▶ [What the exercise asks]:
Go through the material below and report how many lines contain "styled". Give only the number.

▶ [Raw data]:
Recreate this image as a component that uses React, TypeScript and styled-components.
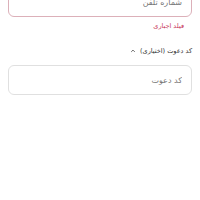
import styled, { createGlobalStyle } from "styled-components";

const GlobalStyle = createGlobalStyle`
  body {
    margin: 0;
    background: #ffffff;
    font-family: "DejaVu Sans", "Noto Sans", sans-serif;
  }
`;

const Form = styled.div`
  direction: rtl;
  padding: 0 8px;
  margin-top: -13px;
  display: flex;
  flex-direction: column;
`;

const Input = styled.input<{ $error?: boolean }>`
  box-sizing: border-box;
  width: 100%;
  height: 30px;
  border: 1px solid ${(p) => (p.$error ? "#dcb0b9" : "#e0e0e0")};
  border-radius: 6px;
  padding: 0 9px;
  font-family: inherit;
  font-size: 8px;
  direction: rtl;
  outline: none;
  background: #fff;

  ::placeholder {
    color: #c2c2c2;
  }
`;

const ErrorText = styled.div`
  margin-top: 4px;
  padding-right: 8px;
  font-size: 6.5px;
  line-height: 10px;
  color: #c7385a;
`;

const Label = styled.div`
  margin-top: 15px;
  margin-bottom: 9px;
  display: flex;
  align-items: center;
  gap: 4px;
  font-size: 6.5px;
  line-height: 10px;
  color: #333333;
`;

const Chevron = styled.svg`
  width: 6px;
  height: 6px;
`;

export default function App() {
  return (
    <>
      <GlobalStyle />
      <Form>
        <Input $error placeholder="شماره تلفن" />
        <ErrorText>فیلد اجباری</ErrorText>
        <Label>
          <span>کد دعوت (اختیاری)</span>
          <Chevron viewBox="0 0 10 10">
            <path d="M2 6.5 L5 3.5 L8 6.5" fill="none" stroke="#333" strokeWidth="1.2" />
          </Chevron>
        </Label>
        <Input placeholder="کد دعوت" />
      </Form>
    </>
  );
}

▶ [Solution to this problem]:
7